TASK DESCRIPTION:
Of the lines in this material, how many contain "TypeScript"? Answer with a single number only.

::: EXTRACTED ENTRIES

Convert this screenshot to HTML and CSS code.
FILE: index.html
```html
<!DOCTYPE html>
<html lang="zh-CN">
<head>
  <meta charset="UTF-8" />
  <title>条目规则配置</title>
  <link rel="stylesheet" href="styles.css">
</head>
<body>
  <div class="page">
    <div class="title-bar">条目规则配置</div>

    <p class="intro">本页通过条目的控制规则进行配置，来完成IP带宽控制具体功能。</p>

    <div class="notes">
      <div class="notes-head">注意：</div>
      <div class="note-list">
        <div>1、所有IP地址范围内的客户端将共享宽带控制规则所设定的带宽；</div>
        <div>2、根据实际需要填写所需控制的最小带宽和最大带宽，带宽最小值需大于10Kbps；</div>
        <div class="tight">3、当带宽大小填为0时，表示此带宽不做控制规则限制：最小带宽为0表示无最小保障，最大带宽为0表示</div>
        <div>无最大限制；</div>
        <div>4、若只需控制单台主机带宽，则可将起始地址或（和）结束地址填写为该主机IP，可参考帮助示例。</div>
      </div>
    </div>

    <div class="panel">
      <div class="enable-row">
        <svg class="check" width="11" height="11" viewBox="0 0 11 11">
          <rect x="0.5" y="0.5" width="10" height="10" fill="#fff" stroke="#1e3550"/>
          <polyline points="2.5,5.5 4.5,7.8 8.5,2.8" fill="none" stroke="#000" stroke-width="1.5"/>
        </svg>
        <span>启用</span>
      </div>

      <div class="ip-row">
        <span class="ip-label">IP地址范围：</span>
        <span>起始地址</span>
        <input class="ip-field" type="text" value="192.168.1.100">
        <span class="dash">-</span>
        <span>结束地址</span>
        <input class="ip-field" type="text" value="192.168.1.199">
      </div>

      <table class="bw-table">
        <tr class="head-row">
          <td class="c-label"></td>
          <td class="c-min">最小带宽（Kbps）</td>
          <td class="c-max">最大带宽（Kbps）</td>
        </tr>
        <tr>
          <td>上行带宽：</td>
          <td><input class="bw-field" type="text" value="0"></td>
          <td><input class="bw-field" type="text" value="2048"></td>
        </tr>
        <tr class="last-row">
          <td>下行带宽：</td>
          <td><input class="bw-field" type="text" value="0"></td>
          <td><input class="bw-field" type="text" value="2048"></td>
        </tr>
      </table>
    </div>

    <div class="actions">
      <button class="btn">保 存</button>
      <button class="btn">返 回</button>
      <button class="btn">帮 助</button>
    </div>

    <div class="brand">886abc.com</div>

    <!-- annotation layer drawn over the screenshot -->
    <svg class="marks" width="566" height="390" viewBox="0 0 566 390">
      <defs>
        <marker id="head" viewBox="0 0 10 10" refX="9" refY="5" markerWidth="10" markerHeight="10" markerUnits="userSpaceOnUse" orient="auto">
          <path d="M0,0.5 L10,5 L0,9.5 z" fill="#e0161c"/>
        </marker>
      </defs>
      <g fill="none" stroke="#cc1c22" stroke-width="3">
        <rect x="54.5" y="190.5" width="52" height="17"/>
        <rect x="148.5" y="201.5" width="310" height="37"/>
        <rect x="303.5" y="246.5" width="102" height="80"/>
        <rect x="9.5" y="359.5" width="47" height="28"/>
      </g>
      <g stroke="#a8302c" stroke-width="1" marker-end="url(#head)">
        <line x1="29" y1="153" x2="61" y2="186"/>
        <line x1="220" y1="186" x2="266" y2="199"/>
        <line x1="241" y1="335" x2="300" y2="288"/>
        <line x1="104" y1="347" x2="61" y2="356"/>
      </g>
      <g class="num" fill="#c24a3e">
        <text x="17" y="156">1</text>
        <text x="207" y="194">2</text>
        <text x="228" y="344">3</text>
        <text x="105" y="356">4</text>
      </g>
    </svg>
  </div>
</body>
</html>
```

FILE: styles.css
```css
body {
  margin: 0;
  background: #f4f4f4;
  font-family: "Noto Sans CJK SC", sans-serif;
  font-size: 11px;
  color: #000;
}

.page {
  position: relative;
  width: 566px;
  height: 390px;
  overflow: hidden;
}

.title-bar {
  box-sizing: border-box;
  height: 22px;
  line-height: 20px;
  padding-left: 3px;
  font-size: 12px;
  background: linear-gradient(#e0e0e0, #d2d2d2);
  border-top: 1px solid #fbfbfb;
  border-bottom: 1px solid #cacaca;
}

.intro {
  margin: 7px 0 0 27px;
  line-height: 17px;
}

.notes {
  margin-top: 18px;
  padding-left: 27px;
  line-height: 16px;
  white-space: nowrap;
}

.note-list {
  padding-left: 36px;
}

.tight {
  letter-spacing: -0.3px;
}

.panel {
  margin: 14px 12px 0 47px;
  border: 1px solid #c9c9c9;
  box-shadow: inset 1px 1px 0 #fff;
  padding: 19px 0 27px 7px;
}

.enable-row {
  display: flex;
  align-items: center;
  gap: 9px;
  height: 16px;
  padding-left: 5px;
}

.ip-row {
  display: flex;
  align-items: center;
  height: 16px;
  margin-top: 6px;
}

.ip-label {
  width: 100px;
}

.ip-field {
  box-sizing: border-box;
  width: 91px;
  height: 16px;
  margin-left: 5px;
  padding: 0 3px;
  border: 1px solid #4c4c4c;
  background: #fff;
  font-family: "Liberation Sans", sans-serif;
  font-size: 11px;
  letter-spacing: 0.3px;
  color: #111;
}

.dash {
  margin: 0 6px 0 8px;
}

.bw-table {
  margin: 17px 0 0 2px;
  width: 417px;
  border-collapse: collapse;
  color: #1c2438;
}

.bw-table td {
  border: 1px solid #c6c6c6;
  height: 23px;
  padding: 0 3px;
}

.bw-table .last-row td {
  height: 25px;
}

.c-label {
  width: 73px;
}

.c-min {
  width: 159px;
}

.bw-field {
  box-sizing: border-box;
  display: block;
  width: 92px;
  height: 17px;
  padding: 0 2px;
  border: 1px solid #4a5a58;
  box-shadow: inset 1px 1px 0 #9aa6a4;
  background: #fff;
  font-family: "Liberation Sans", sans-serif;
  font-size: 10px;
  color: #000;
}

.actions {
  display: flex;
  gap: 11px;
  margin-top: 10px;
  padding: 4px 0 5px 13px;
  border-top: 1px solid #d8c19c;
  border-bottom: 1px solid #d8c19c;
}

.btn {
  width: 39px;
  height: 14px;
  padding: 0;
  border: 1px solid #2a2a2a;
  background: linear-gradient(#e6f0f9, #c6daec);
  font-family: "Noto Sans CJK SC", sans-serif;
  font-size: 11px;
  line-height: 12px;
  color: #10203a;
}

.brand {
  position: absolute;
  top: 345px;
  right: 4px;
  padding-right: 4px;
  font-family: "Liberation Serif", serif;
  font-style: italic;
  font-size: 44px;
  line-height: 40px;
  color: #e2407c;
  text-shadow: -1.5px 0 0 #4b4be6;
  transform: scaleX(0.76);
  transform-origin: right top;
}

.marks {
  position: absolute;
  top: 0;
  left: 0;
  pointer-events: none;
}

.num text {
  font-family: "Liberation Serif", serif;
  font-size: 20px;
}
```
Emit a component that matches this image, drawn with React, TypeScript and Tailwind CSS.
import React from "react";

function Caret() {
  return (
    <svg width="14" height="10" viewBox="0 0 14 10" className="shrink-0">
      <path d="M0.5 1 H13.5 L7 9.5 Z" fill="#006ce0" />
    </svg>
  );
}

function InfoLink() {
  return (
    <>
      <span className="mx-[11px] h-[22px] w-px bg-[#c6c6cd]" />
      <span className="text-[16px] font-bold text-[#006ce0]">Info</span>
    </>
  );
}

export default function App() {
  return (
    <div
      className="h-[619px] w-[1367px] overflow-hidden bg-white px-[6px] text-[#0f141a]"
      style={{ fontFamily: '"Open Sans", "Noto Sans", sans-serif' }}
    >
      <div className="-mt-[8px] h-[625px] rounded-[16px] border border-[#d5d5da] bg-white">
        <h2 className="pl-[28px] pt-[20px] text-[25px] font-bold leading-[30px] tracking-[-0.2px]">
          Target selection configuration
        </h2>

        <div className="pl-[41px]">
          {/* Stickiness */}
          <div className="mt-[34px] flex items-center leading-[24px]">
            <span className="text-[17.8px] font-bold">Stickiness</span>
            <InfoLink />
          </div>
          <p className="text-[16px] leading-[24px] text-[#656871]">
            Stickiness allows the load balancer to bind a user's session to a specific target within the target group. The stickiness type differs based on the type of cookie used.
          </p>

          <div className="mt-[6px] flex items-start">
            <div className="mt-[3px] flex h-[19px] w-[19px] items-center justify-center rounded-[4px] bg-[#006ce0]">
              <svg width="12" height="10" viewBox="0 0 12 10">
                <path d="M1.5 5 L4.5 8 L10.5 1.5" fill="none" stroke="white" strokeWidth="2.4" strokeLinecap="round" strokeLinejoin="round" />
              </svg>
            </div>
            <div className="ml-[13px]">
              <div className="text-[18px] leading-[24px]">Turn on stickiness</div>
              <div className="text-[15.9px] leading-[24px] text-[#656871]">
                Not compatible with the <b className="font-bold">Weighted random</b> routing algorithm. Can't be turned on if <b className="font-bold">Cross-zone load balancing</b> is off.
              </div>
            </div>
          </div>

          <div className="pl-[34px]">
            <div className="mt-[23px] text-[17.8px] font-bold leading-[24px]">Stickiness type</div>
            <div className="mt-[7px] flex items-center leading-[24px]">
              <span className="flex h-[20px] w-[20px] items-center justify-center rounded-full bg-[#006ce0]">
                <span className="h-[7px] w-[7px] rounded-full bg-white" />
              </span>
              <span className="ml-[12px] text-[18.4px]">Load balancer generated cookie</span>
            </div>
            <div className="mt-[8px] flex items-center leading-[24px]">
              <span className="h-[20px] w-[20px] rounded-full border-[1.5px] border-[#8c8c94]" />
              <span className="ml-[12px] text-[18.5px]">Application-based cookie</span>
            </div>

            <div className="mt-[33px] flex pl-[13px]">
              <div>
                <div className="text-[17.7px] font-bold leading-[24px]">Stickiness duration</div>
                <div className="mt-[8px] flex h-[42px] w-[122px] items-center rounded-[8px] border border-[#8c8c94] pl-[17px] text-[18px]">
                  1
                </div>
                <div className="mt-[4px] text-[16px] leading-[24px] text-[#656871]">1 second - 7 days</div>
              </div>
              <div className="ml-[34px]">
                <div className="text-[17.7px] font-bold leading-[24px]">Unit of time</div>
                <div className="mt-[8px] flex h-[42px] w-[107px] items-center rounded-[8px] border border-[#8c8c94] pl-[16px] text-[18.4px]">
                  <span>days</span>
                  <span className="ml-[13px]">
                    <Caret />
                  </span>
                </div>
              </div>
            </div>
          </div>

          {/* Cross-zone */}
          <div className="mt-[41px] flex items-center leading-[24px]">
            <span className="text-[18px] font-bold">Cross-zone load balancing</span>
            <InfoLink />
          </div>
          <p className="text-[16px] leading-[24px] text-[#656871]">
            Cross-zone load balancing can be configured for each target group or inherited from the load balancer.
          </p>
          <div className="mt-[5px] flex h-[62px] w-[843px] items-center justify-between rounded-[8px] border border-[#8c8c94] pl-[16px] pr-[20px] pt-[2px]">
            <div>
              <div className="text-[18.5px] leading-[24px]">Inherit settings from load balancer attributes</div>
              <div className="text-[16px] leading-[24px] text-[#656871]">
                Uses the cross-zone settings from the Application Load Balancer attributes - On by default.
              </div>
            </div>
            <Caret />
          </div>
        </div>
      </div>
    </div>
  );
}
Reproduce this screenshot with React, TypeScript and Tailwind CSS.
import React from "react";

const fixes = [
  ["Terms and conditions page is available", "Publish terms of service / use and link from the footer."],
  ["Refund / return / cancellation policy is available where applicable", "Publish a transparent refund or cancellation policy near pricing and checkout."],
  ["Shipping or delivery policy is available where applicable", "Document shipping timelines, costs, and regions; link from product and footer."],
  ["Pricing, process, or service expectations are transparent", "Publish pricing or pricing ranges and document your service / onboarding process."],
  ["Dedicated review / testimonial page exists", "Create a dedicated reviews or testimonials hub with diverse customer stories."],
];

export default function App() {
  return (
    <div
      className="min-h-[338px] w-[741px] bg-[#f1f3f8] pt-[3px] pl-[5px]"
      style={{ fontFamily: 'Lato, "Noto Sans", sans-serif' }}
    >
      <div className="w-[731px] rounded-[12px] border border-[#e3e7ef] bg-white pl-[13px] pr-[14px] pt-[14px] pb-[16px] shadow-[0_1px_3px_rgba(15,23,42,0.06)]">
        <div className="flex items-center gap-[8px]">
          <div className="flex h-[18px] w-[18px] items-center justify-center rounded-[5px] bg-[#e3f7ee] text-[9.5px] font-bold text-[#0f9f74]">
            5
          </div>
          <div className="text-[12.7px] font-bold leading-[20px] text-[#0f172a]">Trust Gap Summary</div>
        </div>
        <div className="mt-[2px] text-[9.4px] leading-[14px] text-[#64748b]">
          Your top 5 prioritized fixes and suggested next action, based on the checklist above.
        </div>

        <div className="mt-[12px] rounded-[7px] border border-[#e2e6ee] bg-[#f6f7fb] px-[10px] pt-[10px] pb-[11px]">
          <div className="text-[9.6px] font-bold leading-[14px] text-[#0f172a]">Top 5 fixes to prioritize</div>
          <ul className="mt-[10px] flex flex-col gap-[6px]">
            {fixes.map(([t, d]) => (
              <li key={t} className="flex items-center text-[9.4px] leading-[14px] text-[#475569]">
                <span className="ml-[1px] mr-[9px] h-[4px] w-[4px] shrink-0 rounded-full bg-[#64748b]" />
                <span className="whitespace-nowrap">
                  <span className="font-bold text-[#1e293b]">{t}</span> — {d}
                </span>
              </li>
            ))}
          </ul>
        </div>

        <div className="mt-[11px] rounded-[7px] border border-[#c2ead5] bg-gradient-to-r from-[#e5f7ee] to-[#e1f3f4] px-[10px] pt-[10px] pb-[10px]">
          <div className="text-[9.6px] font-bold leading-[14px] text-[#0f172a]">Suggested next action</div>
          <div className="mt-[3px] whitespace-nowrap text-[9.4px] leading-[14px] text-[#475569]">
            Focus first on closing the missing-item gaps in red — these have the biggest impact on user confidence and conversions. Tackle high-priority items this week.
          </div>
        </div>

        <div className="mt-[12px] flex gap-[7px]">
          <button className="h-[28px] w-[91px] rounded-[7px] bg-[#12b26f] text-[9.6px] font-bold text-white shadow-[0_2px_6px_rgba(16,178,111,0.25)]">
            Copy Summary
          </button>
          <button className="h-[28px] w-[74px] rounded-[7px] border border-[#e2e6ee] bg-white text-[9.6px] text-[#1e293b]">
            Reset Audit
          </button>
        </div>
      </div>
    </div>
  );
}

::::::

SOLUTION FOR THIS TASK:
2